Design and Technology Exam Information | Cheadle Hulme School Skip to main content

Design and Technology Exam Information

GCSE

Course Content

Students cover a broad range of core theoretical content in areas such as materials, processes, emerging technologies, design movements and the environmental social & moral issues associated with the design and production of consumer goods. Following coverage of the core content, students elect to study one of six areas of materials discipline. Students will be guided towards the most appropriate materials discipline for this in-depth study. Areas include metals, papers & boards, polymers and timbers. In addition to design and technology content, students will be taught specific scientific and mathematical principles that are embedded into the specification. The non-examined assessment unit will enable students to demonstrate the wide range of knowledge and skills that they have acquired through the design and production of a product. This will be done in response to a board-set theme, released on the 1st of June each year. 

Course Structure

The Design and Technology GCSE is comprised of two units: a written paper worth 50% of the GCSE and a non-examined assessment worth the remaining 50%. The course will be delivered as a linear, two-year qualification, with assessment in summer of Y11. 

Reading and Resources

Aside from the official textbook and accompanying digital resources that students are issued with, it is vital that students demonstrate a broad thirst for learning in design and technology. There is no better way to remain abreast of ongoing developments in the subject area than to read technology-related news on a daily basis, using a wide variety of online outlets. There is also a wide variety of monthly publications dedicated to the field of design and technology that students are advised to engage with.

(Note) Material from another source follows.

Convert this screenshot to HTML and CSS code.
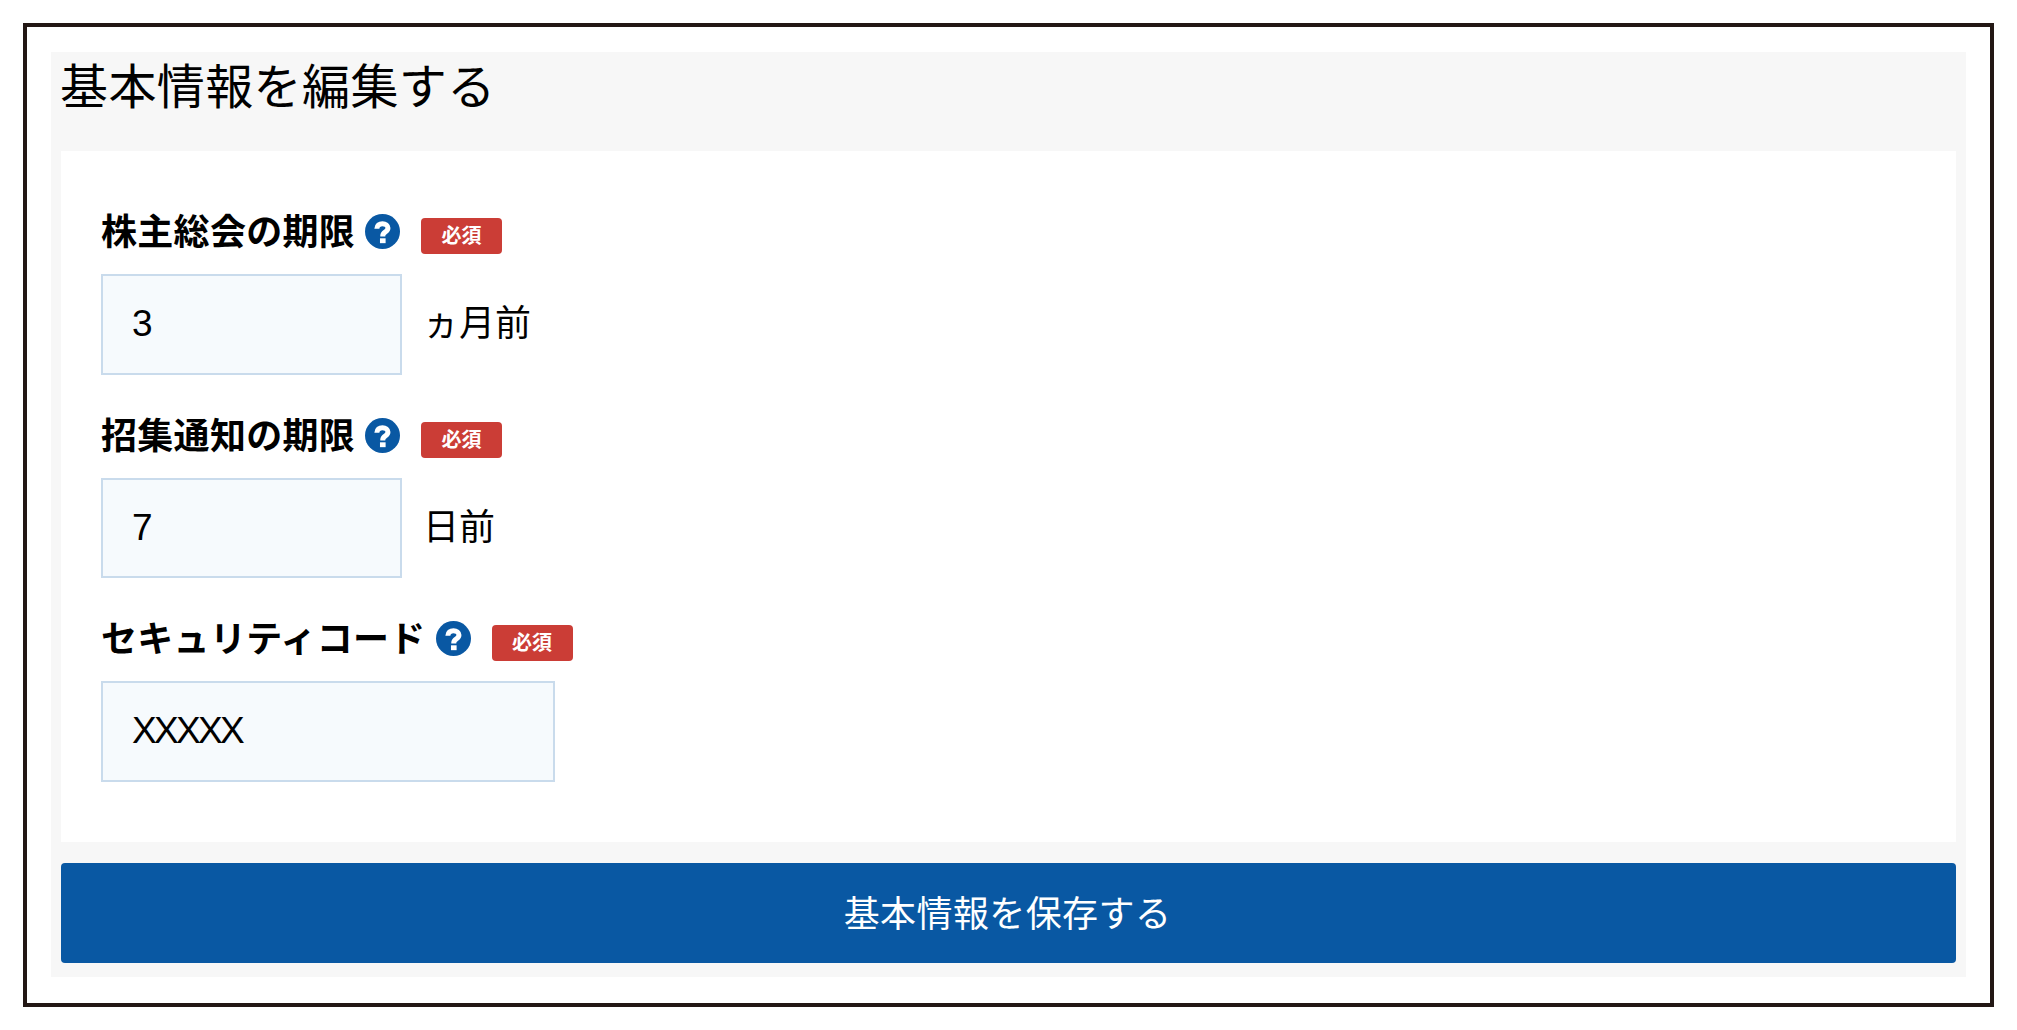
FILE: index.html
```html
<!DOCTYPE html>
<html lang="ja">
<head>
    <meta charset="UTF-8">
    <meta name="viewport" content="width=device-width, initial-scale=1.0">
    <title>基本情報を編集する</title>
    <link rel="stylesheet" href="styles.css">
</head>
<body>
    <div class="frame">
        <section class="panel">
            <h1 class="panel-title">基本情報を編集する</h1>
            <form class="card">
                <div class="field">
                    <div class="field-label">
                        <label>株主総会の期限</label>
                        <svg class="help-icon" viewBox="0 0 36 36"><circle cx="18" cy="18" r="18" fill="#0958a3"/><path d="M12.2 15.2c0-3.6 2.5-5.2 5.8-5.2 3.2 0 5.6 1.7 5.6 4.5 0 2-1.1 3-2.6 3.9-1.7 1.1-2.7 1.8-2.7 3.9v.9" fill="none" stroke="#fff" stroke-width="5.2"/><rect x="15.4" y="25" width="5.8" height="5" fill="#fff"/></svg>
                        <span class="required">必須</span>
                    </div>
                    <div class="input-row">
                        <div class="input-box input-small">3</div>
                        <span class="unit">ヵ月前</span>
                    </div>
                </div>
                <div class="field">
                    <div class="field-label">
                        <label>招集通知の期限</label>
                        <svg class="help-icon" viewBox="0 0 36 36"><circle cx="18" cy="18" r="18" fill="#0958a3"/><path d="M12.2 15.2c0-3.6 2.5-5.2 5.8-5.2 3.2 0 5.6 1.7 5.6 4.5 0 2-1.1 3-2.6 3.9-1.7 1.1-2.7 1.8-2.7 3.9v.9" fill="none" stroke="#fff" stroke-width="5.2"/><rect x="15.4" y="25" width="5.8" height="5" fill="#fff"/></svg>
                        <span class="required">必須</span>
                    </div>
                    <div class="input-row">
                        <div class="input-box input-small input-short">7</div>
                        <span class="unit">日前</span>
                    </div>
                </div>
                <div class="field">
                    <div class="field-label">
                        <label>セキュリティコード</label>
                        <svg class="help-icon" viewBox="0 0 36 36"><circle cx="18" cy="18" r="18" fill="#0958a3"/><path d="M12.2 15.2c0-3.6 2.5-5.2 5.8-5.2 3.2 0 5.6 1.7 5.6 4.5 0 2-1.1 3-2.6 3.9-1.7 1.1-2.7 1.8-2.7 3.9v.9" fill="none" stroke="#fff" stroke-width="5.2"/><rect x="15.4" y="25" width="5.8" height="5" fill="#fff"/></svg>
                        <span class="required">必須</span>
                    </div>
                    <div class="input-row">
                        <div class="input-box input-large">XXXXX</div>
                    </div>
                </div>
            </form>
            <button type="button" class="save-btn">基本情報を保存する</button>
        </section>
    </div>
</body>
</html>
```

FILE: styles.css
```css
* {
    margin: 0;
    padding: 0;
    box-sizing: border-box;
}

body {
    font-family: "Liberation Sans", "Noto Sans CJK JP", sans-serif;
    background-color: #fff;
    color: #000;
    padding: 23px;
}

.frame {
    height: 984px;
    border: 4px solid #231815;
    padding: 25px 24px 26px;
}

.panel {
    background-color: #f7f7f7;
    padding: 0 10px 14px;
}

.panel-title {
    height: 99px;
    font-size: 48px;
    font-weight: 400;
    line-height: 72px;
    letter-spacing: 0.4px;
    margin-left: -1px;
}

.card {
    background-color: #fff;
    padding: 63px 40px 60px;
    display: flex;
    flex-direction: column;
    gap: 43px;
}

.field-label {
    display: flex;
    align-items: center;
    height: 36px;
    margin-bottom: 24px;
}

.field-label label {
    font-size: 36px;
    font-weight: 700;
    line-height: 33px;
    letter-spacing: 0.3px;
}

.help-icon {
    width: 35px;
    height: 35px;
    margin-left: 10px;
    margin-bottom: 1px;
}

.required {
    width: 81px;
    height: 36px;
    margin-left: 21px;
    margin-top: 8px;
    background-color: #cb3d36;
    border-radius: 4px;
    color: #fff;
    font-size: 20px;
    font-weight: 700;
    line-height: 36px;
    text-align: center;
}

.input-row {
    display: flex;
    align-items: center;
    gap: 21px;
}

.input-box {
    height: 101px;
    padding-left: 29px;
    background-color: #f6fafd;
    border: 2px solid #c9dbec;
    font-size: 37px;
    line-height: 96px;
}

.input-small {
    width: 301px;
}

.input-short {
    height: 100px;
}

.input-large {
    width: 454px;
    letter-spacing: -2.7px;
}

.unit {
    font-size: 36px;
    padding-bottom: 9px;
}

.save-btn {
    display: block;
    width: 100%;
    height: 100px;
    margin-top: 21px;
    padding-bottom: 5px;
    padding-right: 2px;
    background-color: #0958a3;
    border: none;
    border-radius: 4px;
    color: #fff;
    font-family: inherit;
    font-size: 36px;
    letter-spacing: 0.4px;
}
```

Students will be issued with recommended reading lists during the course. 

Exam Board: Edexcel

A Level

Course Content

Building upon the strong foundation of GCSE, students will stretch their skills and deepen their understanding of design and technology through a wide variety of experiences. Theoretical content covers a complex range of inter-connected topics including: materials, processes, digital technologies, development of products, hazards and risk assessment, manufacturing industries, the environment, current legislation, information handling and modelling & forward planning. Students are expected to demonstrate a significantly higher level of skill and understanding than that of GCSE, manifesting in the design and development of a sophisticated product prototype in the non-examined assessment unit. It is expected that students work with a real-world client on the design and development of their product prototype, using their needs and views to inform and guide the design and development process.

Course Structure

The Design and Technology A Level is comprised of two units: a written paper worth 50% of the GCSE and a non-examined assessment worth the remaining 50%. The course will be delivered as a linear, two-year qualification, with assessment in summer of Y13.

Entry Requirements

Students should ideally have achieved an A or higher in GCSE DT and a B or higher in GCSE Maths. Students with grades lower than these requirements will be evaluated for suitability on a case-by-case basis by the Director of Technology.

Reading and Resources

Aside from the official textbook and accompanying digital resources that students are issued with, it is vital students demonstrate a broad thirst for learning in design and technology. There is no better way to remain abreast of ongoing developments in the subject area than to read technology-related news on a daily basis, using a wide variety of online outlets. There is also a wide variety of monthly publications dedicated to the field of design and technology that students are advised to engage with. Students will be issued with recommended reading lists during the course.